The critically acclaimed Toronto Biennial of Art launched in 2019 and attracted over 450,526 visitors to its first two editions. The Biennial provides expanded understandings of contemporary art practices, and its free, citywide programming aims to inspire people, bridge communities, and contribute to global conversations. The Biennial has featured over 76 exhibition artists including powerful works by AA Bronson, Lawrence Abu Hamdan, Ghazaleh Avarzamani, Shezad Dawood, Judy Chicago, Jeffrey Gibson, Brian Jungen, Tanya Lukin Linklater, Kapwani Kiwanga, Joar Nango, New Red Order, Jumana Manna, Caroline Monnet, Lisa Reihana, Denyse Thomasos, and Camille Turner.

Dominique Fontaine: “It’s a great honor to be invited to curate TBA 2024 with Miguel. I’m thrilled for this opportunity to co- create an event that could resonate with complex issues of our time in relation to the changing realities of Toronto and the praxis of coexistence. I am looking forward to working with artists, who will bring new and fresh ways of thinking and seeing, and the communities as well as TBA’s partners throughout the city. I am enthusiastic and passionate about the next edition of TBA.”

Fontaine’s recent projects include Imaginaires souverains, Le présent, modes d’emploi, Maison de la culture Janine-Sutto, Montreal, QC; Foire en art actuel de Québec 2020; Here We Are Here: Black Canadian Contemporary Art; Dineo Seshee Bopape: and- in. the light of this._______, Fonderie Darling, Montreal QC; Repérages ou À la découverte de notre monde ou Sans titre, articule, Montreal, QC; Between the earth and the sky, the possibility of everything, Scotiabank Nuit Blanche 2014, Toronto, ON. Dominique is co-initiator of the Black Curators Forum; a member of AICA-Canada, the American Association of Museum Curators (AAMC), and the International Contemporary Art Curators Association (IKT); and is part of Intervals Collective. Fontaine was a laureate of Black History Month of the City of Montreal 2021.

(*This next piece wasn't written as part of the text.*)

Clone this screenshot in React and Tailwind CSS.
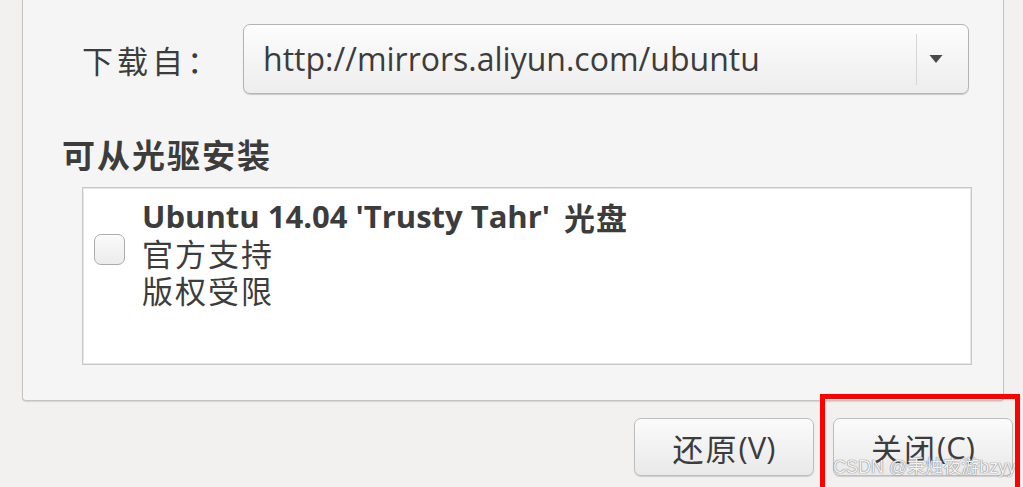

Miguel A. López: “I am beyond excited to work with the Toronto team and envision a meaningful 2024 Biennial for the artists, the art ecosystem, and especially for the city. I am looking forward to contributing to the local context and encouraging new collaborations with artists, activists, and cultural workers that are posing urgent questions about what forms art can take in the public sphere. I am devoted to bringing art that challenges, inspires, encourages, and connects us.”

In 2019, López curated the retrospective exhibition Cecilia Vicuña: Seehearing the Enlightened Failure at the Witte de With (now Kunstinstituut Melly), Rotterdam. The exhibition traveled to Mexico City, Madrid, and Bogota. Other recent curatorial projects include Sila Chanto & Belkis Ramírez: Aquí me quedo / Here I Stay en el ICA-VCU, Richmond, VA (2022), Hard To Swallow. Anti-Patriarchal Poetics and New Scene in the Nineties at ICPNA, Lima, Peru? (2021), and if I devoted my life to one of its feathers? At the Kunsthalle Wien, Vienna (2021), and 21 Bienal de Arte Contemporânea SESC_Videobrasil. Comunidades Imaginadas at SESC, São Paulo, Brazil (2019). He is the author of Ficciones disidentes en la tierra de la misoginia [Dissident Fictions in the Land of Misogyny] (2019), and co-editor of The Words of Others: León Ferrari and Rhetoric in Times of
War (2017). He was a recipient of Independent Curator’s International’s 2016 Independent Vision Curatorial Award.